(WHAT YOU WILL DO)
From the first line of the entries below through the line bearing "import React from 'react';", write out each line exactly. Omit pictures.

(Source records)
+++++
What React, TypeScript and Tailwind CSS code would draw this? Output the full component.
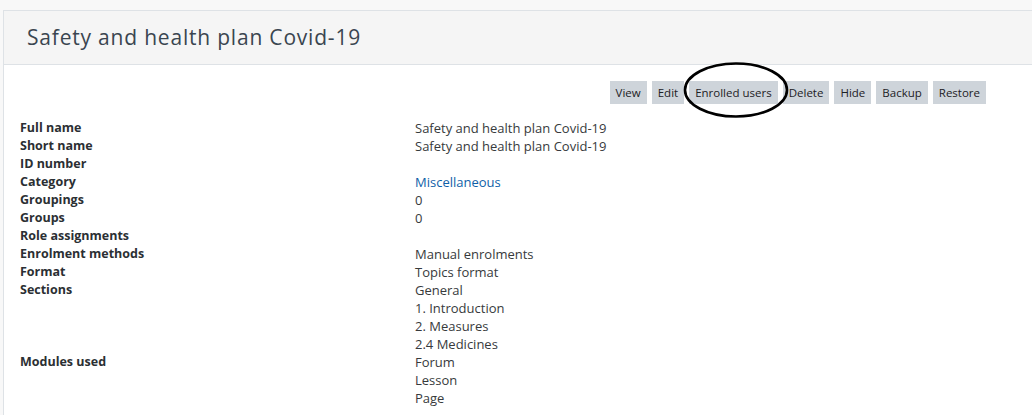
import React from 'react';

const rows: { label: string; values: string[]; link?: boolean }[] = [
    { label: 'Full name', values: ['Safety and health plan Covid-19'] },
    { label: 'Short name', values: ['Safety and health plan Covid-19'] },
    { label: 'ID number', values: [''] },
    { label: 'Category', values: ['Miscellaneous'], link: true },
    { label: 'Groupings', values: ['0'] },
    { label: 'Groups', values: ['0'] },
    { label: 'Role assignments', values: [''] },
    { label: 'Enrolment methods', values: ['Manual enrolments'] },
    { label: 'Format', values: ['Topics format'] },
    { label: 'Sections', values: ['General', '1. Introduction', '2. Measures', '2.4 Medicines'] },
    { label: 'Modules used', values: ['Forum', 'Lesson', 'Page'] },
];

const buttons = ['View', 'Edit', 'Enrolled users', 'Delete', 'Hide', 'Backup', 'Restore'];

export default function App() {
    return (
        <div
            className="w-[1032px] h-[415px] overflow-hidden bg-[#f8f8f8] pt-[10px] text-[#373a3c]"
            style={{ fontFamily: '"Open Sans", "Noto Sans", sans-serif' }}
        >
            <div className="ml-[3px] h-full border-l border-t border-[#dee2e6] bg-white">
                {/* Header */}
                <div className="h-[54px] bg-[#f5f5f5] border-b border-[#dee2e6] flex items-center pl-[23px]">
                    <h1 className="text-[21px] text-[#3a4550] tracking-[0.8px]">Safety and health plan Covid-19</h1>
                </div>

                {/* Actions */}
                <div className="relative flex justify-end gap-[5px] pr-[46px] pt-[16px]">
                    {buttons.map((b) => (
                        <button
                            key={b}
                            className="h-[23px] px-[6px] bg-[#ced4da] text-[11.5px] text-[#1d2125]"
                        >
                            {b}
                        </button>
                    ))}
                    <svg
                        className="absolute left-[677px] top-[-4px]"
                        width="110"
                        height="58"
                        viewBox="0 0 110 58"
                    >
                        <ellipse cx="55" cy="29" rx="51" ry="26.5" fill="none" stroke="#000" strokeWidth="2.6" />
                    </svg>
                </div>

                {/* Details */}
                <div className="pt-[15px] pl-[16px] leading-[18px]">
                    {rows.map((r) => (
                        <div key={r.label} className="flex">
                            <div className="w-[395px] text-[12.5px] font-bold text-[#2b2f33]">{r.label}</div>
                            <div className="flex flex-col text-[13px]">
                                {r.values.map((v, i) => (
                                    <div key={i} className={`h-[18px] ${r.link ? 'text-[#0f5fa8]' : ''}`}>
                                        {v}
                                    </div>
                                ))}
                            </div>
                        </div>
                    ))}
                </div>
            </div>
        </div>
    );
}
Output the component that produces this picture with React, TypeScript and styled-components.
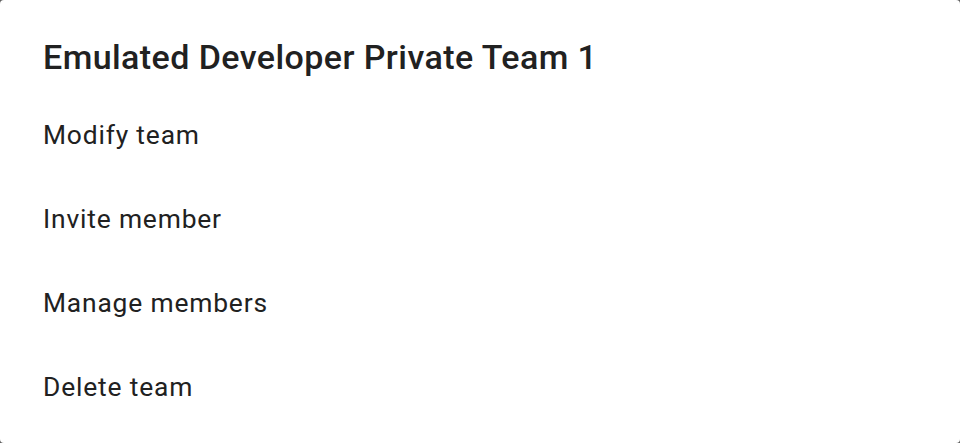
import styled, { createGlobalStyle } from 'styled-components';

const GlobalStyle = createGlobalStyle`
  html, body {
    margin: 0;
    padding: 0;
    background: #5f5f5f;
  }
  * {
    box-sizing: border-box;
  }
`;

const items = ['Modify team', 'Invite member', 'Manage members', 'Delete team'];

export default function App() {
  return (
    <>
      <GlobalStyle />
      <Dialog>
        <Title>Emulated Developer Private Team 1</Title>
        <List>
          {items.map((label) => (
            <Item key={label}>{label}</Item>
          ))}
        </List>
      </Dialog>
    </>
  );
}

const Dialog = styled.div`
  width: 960px;
  height: 443px;
  background: #ffffff;
  border-radius: 4px;
  padding: 37px 0 14px;
  font-family: Roboto, 'Noto Sans', sans-serif;
  color: #212121;
  display: flex;
  flex-direction: column;
`;

const Title = styled.h2`
  margin: 0 0 16px;
  padding: 0 43px;
  font-size: 34px;
  line-height: 40px;
  font-weight: 500;
  letter-spacing: 0.0125em;
`;

const List = styled.div`
  display: flex;
  flex-direction: column;
`;

const Item = styled.div`
  height: 84px;
  line-height: 84px;
  padding: 0 43px;
  font-size: 26.4px;
  font-weight: 400;
  letter-spacing: 0.03125em;
  cursor: pointer;
`;
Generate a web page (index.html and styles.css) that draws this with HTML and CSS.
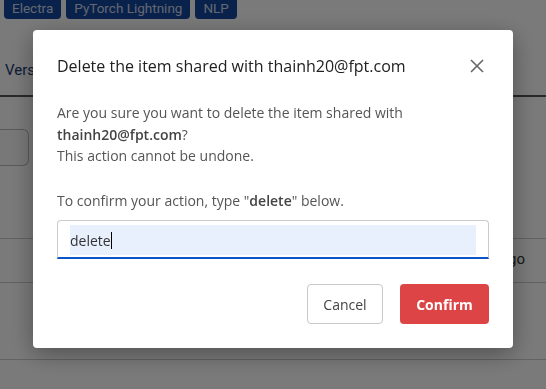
FILE: index.html
```html
<!DOCTYPE html>
<html>
<head>
<meta charset="utf-8">
<link rel="stylesheet" href="styles.css">
</head>
<body>
<div class="page">
  <div class="tags">
    <span class="tag">Electra</span>
    <span class="tag">PyTorch Lightning</span>
    <span class="tag">NLP</span>
  </div>
  <div class="tabs"><span class="tab">Versions</span></div>
  <div class="toolbar"><div class="search"></div></div>
  <div class="table">
    <div class="row r1"><span class="cell-right">ago</span></div>
    <div class="row r2"></div>
    <div class="row r3"></div>
  </div>
</div>
<div class="overlay">
  <div class="modal">
    <div class="modal-header">
      <h2 class="modal-title">Delete the item shared with thainh20@fpt.com</h2>
      <button class="close" aria-label="Close">
        <svg width="14" height="14" viewBox="0 0 14 14"><path d="M1 1L13 13M13 1L1 13" stroke="#666" stroke-width="1.6" fill="none"/></svg>
      </button>
    </div>
    <div class="modal-body">
      <p class="msg">Are you sure you want to delete the item shared with <b>thainh20@fpt.com</b>?<br>This action cannot be undone.</p>
      <p class="msg confirm-text">To confirm your action, type "<b>delete</b>" below.</p>
      <div class="input"><div class="input-fill">delete<span class="caret"></span></div></div>
    </div>
    <div class="modal-footer">
      <button class="btn btn-cancel">Cancel</button>
      <button class="btn btn-confirm">Confirm</button>
    </div>
  </div>
</div>
</body>
</html>
```
FILE: styles.css
```css
html, body { margin: 0; padding: 0; }
body { background: #fff; font-family: "Open Sans", "Liberation Sans", sans-serif; width: 546px; height: 389px; overflow: hidden; }
.page { font-family: Roboto, "Liberation Sans", sans-serif; }
.tags { display: flex; gap: 5px; padding-left: 4px; margin-top: -3px; height: 22px; }
.tag { background: #14479f; color: #cfd9ea; font-size: 13.5px; line-height: 22px; padding: 0 8px; border-radius: 4px; }
.tabs { height: 78px; border-bottom: 2px solid #555; box-sizing: border-box; padding: 42px 0 0 5px; }
.tab { display: inline-block; width: 28px; overflow: hidden; white-space: nowrap; vertical-align: top; font-size: 15px; color: #1b3a72; }
.toolbar { padding: 32px 0 0 0; height: 141px; box-sizing: border-box; }
.search { width: 29px; height: 37px; border: 1px solid #bbb; border-left: none; border-radius: 0 6px 6px 0; box-sizing: border-box; background: #fafafa; }
.row { border-bottom: 1px solid #ccc; position: relative; }
.r1 { height: 43px; border-top: 1px solid #ccc; }
.cell-right { position: absolute; right: 21px; top: 11px; font-size: 15px; color: #333; }
.r2 { height: 76px; }
.r3 { height: 30px; border-bottom: none; }

.overlay { position: fixed; inset: 0; background: rgba(0,0,0,0.52); display: flex; justify-content: center; align-items: flex-start; padding-top: 30px; }
.modal { width: 480px; background: #fff; border-radius: 4px; box-shadow: 0 6px 24px rgba(0,0,0,0.35); box-sizing: border-box; padding: 0 24px; }
.modal-header { display: flex; align-items: center; justify-content: space-between; height: 72px; }
.modal-title { margin: 0; font-size: 16px; font-weight: 500; color: #212121; }
.close { background: none; border: none; padding: 0; margin-right: 5px; width: 14px; height: 14px; display: flex; }
.msg { margin: 0; font-size: 14px; line-height: 21.5px; color: #555; }
.msg b { font-weight: 600; color: #444; }
.confirm-text { margin-top: 23px; }
.input { margin-top: 9px; height: 39px; border: 1px solid #ccc; border-bottom: 2px solid #0b55c8; border-radius: 4px 4px 0 0; box-sizing: border-box; padding: 4px 12px 2px 12px; }
.input-fill { background: #e8f0fe; height: 100%; font-size: 14px; color: #333; display: flex; align-items: center; }
.caret { display: inline-block; width: 1px; height: 17px; background: #000; }
.modal-footer { display: flex; justify-content: flex-end; gap: 17px; padding: 25px 0 24px; }
.btn { height: 40px; border-radius: 4px; font-family: "Open Sans", sans-serif; font-size: 14px; box-sizing: border-box; }
.btn-cancel { width: 76px; background: #fff; border: 1px solid #c8c8c8; color: #444; }
.btn-confirm { width: 89px; background: #dc4446; border: none; color: #fff; font-weight: 700; }
```
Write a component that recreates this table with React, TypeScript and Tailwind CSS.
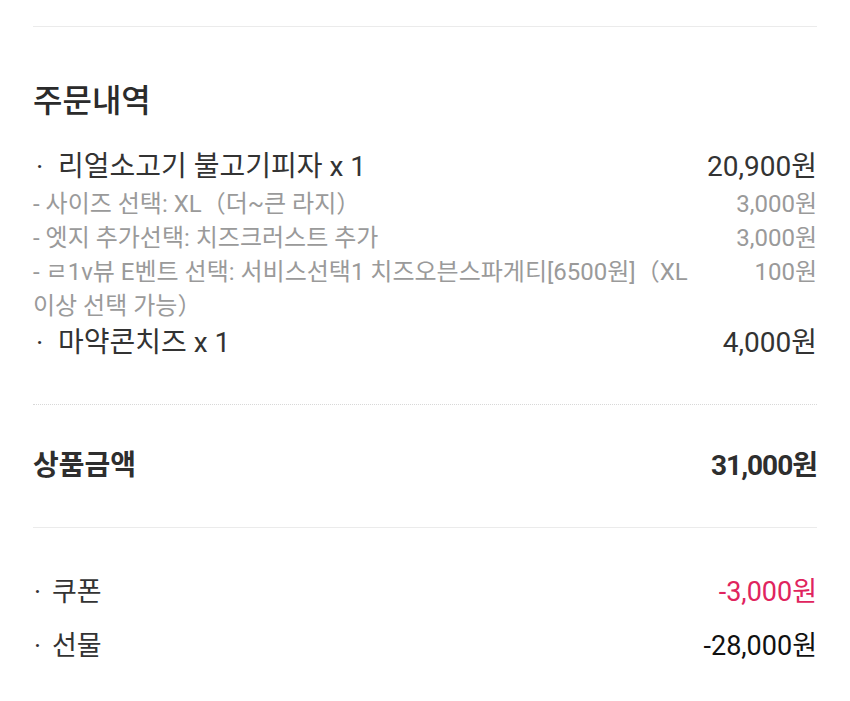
import React from "react";

type Option = { label: string; price: string };
type Item = { name: string; price: string; options: Option[] };

const items: Item[] = [
  {
    name: "리얼소고기 불고기피자 x 1",
    price: "20,900원",
    options: [
      { label: "- 사이즈 선택: XL（더~큰 라지）", price: "3,000원" },
      { label: "- 엣지 추가선택: 치즈크러스트 추가", price: "3,000원" },
      {
        label: "- ㄹ1v뷰 E벤트 선택: 서비스선택1 치즈오븐스파게티[6500원]（XL 이상 선택 가능）",
        price: "100원",
      },
    ],
  },
  { name: "마약콘치즈 x 1", price: "4,000원", options: [] },
];

const font = { fontFamily: '"Roboto", "Noto Sans CJK KR", sans-serif' };

export default function App() {
  return (
    <main className="min-h-screen bg-white text-[#333]" style={font}>
      <section className="px-[33px] pt-[26px]">
        <div className="border-t border-[#ebebeb]" />

        {/* 주문내역 */}
        <h2 className="mt-[54px] text-[32px] font-medium leading-[40px] text-[#2b2b2b]">주문내역</h2>

        <div className="mt-[26px] pb-[41px]">
          {items.map((item) => (
            <div key={item.name}>
              <div className="flex items-center justify-between text-[28px] leading-[40px]">
                <span>
                  <span className="inline-block w-[25px] pl-[3px]">·</span>
                  {item.name}
                </span>
                <span>{item.price}</span>
              </div>
              {item.options.map((opt) => (
                <div key={opt.label} className="flex justify-between gap-[40px] text-[24px] leading-[34px] text-[#9a9a9a]">
                  <span>{opt.label}</span>
                  <span className="shrink-0">{opt.price}</span>
                </div>
              ))}
            </div>
          ))}
        </div>

        <div className="border-t border-dotted border-[#d8d8d8]" />

        {/* 상품금액 */}
        <div className="flex items-center justify-between pt-[41px] pb-[41px] text-[28px] font-bold leading-[40px] text-[#2e2e2e]">
          <span>상품금액</span>
          <span className="tracking-[-1px]">31,000원</span>
        </div>

        <div className="border-t border-[#ebebeb]" />

        <div className="pt-[37px]">
          <div className="flex items-center justify-between text-[27px] leading-[54px]">
            <span>
              <span className="inline-block w-[19px] pl-[1px]">·</span>
              쿠폰
            </span>
            <span className="text-[#e0245e]">-3,000원</span>
          </div>
          <div className="flex items-center justify-between text-[27px] leading-[54px]">
            <span>
              <span className="inline-block w-[19px] pl-[1px]">·</span>
              선물
            </span>
            <span className="text-[#111]">-28,000원</span>
          </div>
        </div>
      </section>
    </main>
  );
}
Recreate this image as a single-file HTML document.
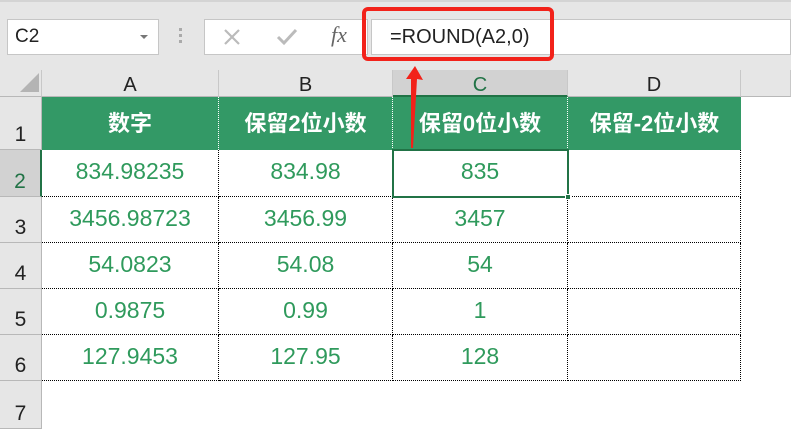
<!DOCTYPE html>
<html><head><meta charset="utf-8"><style>
*{margin:0;padding:0;box-sizing:border-box}
body{width:791px;height:429px;overflow:hidden;background:#fff;position:relative;font-family:"Liberation Sans","Noto Sans CJK SC",sans-serif}
.a{position:absolute}
.top{left:0;top:0;width:791px;height:70px;background:#e6e6e6;border-top:2px solid #d4d4d4}
.box{background:#fff;border:1px solid #c6c6c6}
.ch{top:70px;height:27px;background:#e6e6e6;border-right:1px solid #c8c8c8;border-bottom:1px solid #b8b8b8;text-align:center;font-size:20px;line-height:30px;color:#222}
.rh{left:0;width:42px;background:#e6e6e6;border-right:1px solid #b8b8b8;border-bottom:1px solid #b8b8b8;text-align:center;font-size:21px;color:#222;display:flex;align-items:flex-end;justify-content:center;padding-bottom:2px}
.hd{top:97px;height:53px;background:#339966;color:#fff;font-weight:bold;font-size:22px;display:flex;align-items:center;justify-content:center;padding-bottom:3px}
.c{color:#2f9a5c;font-size:23px;text-align:center;border-bottom:1px dotted #000;border-right:1px dotted #000;display:flex;align-items:center;justify-content:center;padding-bottom:3px}
.r{position:absolute;left:42px;display:flex}
.r div{height:100%}
</style></head><body>
<div class="a top"></div>
<div class="a box" style="left:7px;top:19px;width:152px;height:36px;font-size:19px;line-height:34px;padding-left:7px;color:#222">C2</div>
<div class="a" style="left:140px;top:35px;width:0;height:0;border-left:4px solid transparent;border-right:4px solid transparent;border-top:4px solid #777"></div>
<div class="a" style="left:179px;top:28px;width:3px;height:3px;background:#aaa;box-shadow:0 6px #aaa,0 12px #aaa"></div>
<div class="a box" style="left:204px;top:19px;width:164px;height:36px"></div>
<svg class="a" style="left:222px;top:27px" width="20" height="20"><path d="M3 3L17 17M17 3L3 17" stroke="#bbb" stroke-width="2.2"/></svg>
<svg class="a" style="left:276px;top:27px" width="22" height="20"><path d="M2 10L8 16L20 3" stroke="#bbb" stroke-width="3" fill="none"/></svg>
<div class="a" style="left:331px;top:22px;font-family:'Liberation Serif',serif;font-style:italic;font-size:22px;color:#666">fx</div>
<div class="a box" style="left:371px;top:19px;width:420px;height:36px;font-size:20px;line-height:35px;padding-left:18px;color:#222">=ROUND(A2,0)</div>
<div class="a" style="left:362px;top:7px;width:192px;height:54px;border:4px solid #f2221a;border-radius:6px"></div>
<div class="a ch" style="left:0;width:42px"></div>
<div class="a" style="left:20px;top:73px;width:0;height:0;border-left:19px solid transparent;border-bottom:19px solid #b4b4b4"></div>
<div class="a ch" style="left:42px;width:177px">A</div>
<div class="a ch" style="left:219px;width:174px">B</div>
<div class="a ch" style="left:393px;width:175px;background:#d2d2d2;color:#217346;border-bottom:2px solid #217346">C</div>
<div class="a ch" style="left:568px;width:173px">D</div>
<div class="a ch" style="left:741px;width:50px"></div>
<div class="a rh" style="top:97px;height:53px">1</div>
<div class="a rh" style="top:150px;height:47px;background:#d2d2d2;color:#217346;border-right:2px solid #217346">2</div>
<div class="a rh" style="top:197px;height:46px">3</div>
<div class="a rh" style="top:243px;height:46px">4</div>
<div class="a rh" style="top:289px;height:46px">5</div>
<div class="a rh" style="top:335px;height:46px">6</div>
<div class="a rh" style="top:381px;height:48px">7</div>
<div class="a hd" style="left:42px;width:177px;border-right:1px dotted #fff">数字</div>
<div class="a hd" style="left:219px;width:174px;border-right:1px dotted #fff">保留2位小数</div>
<div class="a hd" style="left:393px;width:175px;border-right:1px dotted #fff">保留0位小数</div>
<div class="a hd" style="left:568px;width:173px">保留-2位小数</div>
<div class="r" style="top:150px;height:47px"><div class="c" style="width:177px">834.98235</div><div class="c" style="width:174px">834.98</div><div class="c" style="width:175px">835</div><div class="c" style="width:173px"></div></div>
<div class="r" style="top:197px;height:46px"><div class="c" style="width:177px">3456.98723</div><div class="c" style="width:174px">3456.99</div><div class="c" style="width:175px">3457</div><div class="c" style="width:173px"></div></div>
<div class="r" style="top:243px;height:46px"><div class="c" style="width:177px">54.0823</div><div class="c" style="width:174px">54.08</div><div class="c" style="width:175px">54</div><div class="c" style="width:173px"></div></div>
<div class="r" style="top:289px;height:46px"><div class="c" style="width:177px">0.9875</div><div class="c" style="width:174px">0.99</div><div class="c" style="width:175px">1</div><div class="c" style="width:173px"></div></div>
<div class="r" style="top:335px;height:46px"><div class="c" style="width:177px">127.9453</div><div class="c" style="width:174px">127.95</div><div class="c" style="width:175px">128</div><div class="c" style="width:173px"></div></div>
<div class="a" style="left:392px;top:149px;width:177px;height:49px;border:2px solid #217346"></div>
<div class="a" style="left:565px;top:194px;width:6px;height:6px;background:#217346;border:1px solid #fff"></div>
<svg class="a" style="left:395px;top:60px" width="30" height="95"><path d="M20 6L28 20L22 19L18 88L16 88L16 19L11 19Z" fill="#f2221a"/></svg>
</body></html>
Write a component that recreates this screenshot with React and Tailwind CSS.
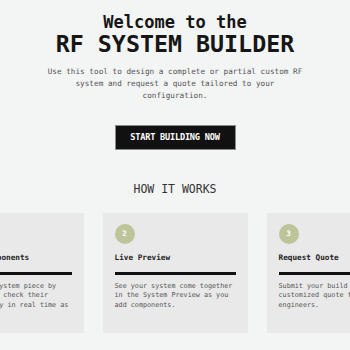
+++++
(WRITTEN RESPONSE)
What React, TypeScript and Tailwind CSS code would draw this? Output the full component.
import React from 'react';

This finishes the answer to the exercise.